China itself is in a world of hurt, they import way too much food and energy to be a player much beyond their borders, and with their demographic time bomb starting to detonate, and a completely wasted political environment with Xi, China is beyond their zenith and starting the fall. It will accelerate. I guess the only question being how much damage they will inflict on the world on their way down.

Eric Beeby's avatar

Perfesser- I hope you are right!

Phillip Janicki's avatar

Great article! re: The Strait of Hormuz. The Strait is & always will be a SLOC critical choke point; the best solution is one that seeks to bypass it (new canal[s]?), or has measures (pipelines to alternate ports in Israel or Turkey?) in place to mitigate the effects of the Strait being closed. re: The military counter, counter-counter cycle. I would be very surprised if we are showing all our cards in this; I would also be very surprised if our next generation of MilTech isn't already being developed & using lessons learned in this conflict. The bigger issue will be productization to increase production capabilities while also reducing unit costs for things like munitions & drones.

Rodape's avatar

I certainly agree with much in this post and even more with aviation skeptic’s comment.

Two points:

Your tone is antithetical to message when you say “almost comical.” I almost stopped reading right there. This is all dead serious.

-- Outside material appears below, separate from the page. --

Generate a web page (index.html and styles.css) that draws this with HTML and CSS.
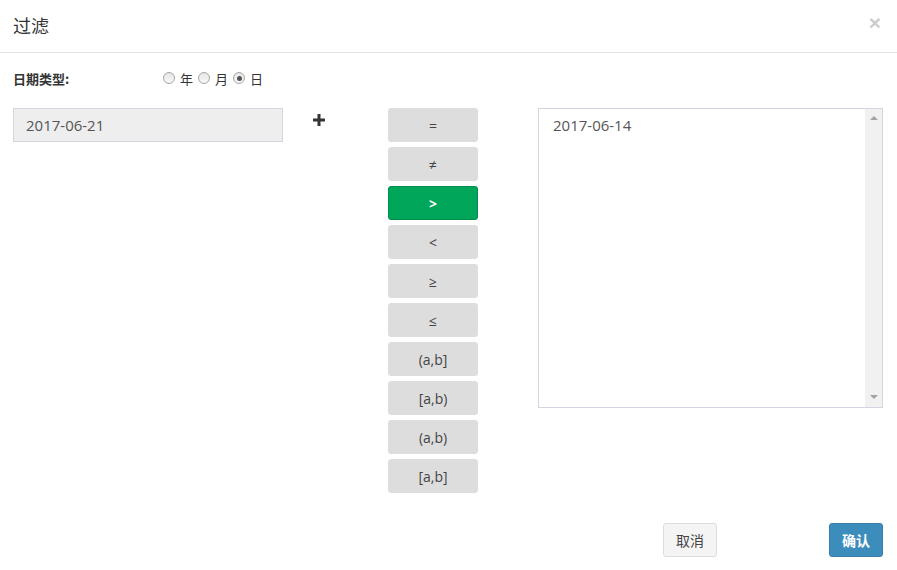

The first real serious development and battlefield deployment of UAV was under Billy Clinton. The Predator was not originally designed to be armed. The head of ACC quickly pushed the Hellfire addition when it became painfully obvious that watching bad guys do bad things in real time with no way to stop them in real time was not the way to go. It was tested before 9/11. Very prescient.

Harry W's avatar

I am pretty tired of the Administration bragging about the damage we've done, how about the damage we haven't done. Iran still has the capability to interdict the Strait of Hormuz and successfully attack critical infrastructure in theater that should have been well protected. That is a long way from "winning."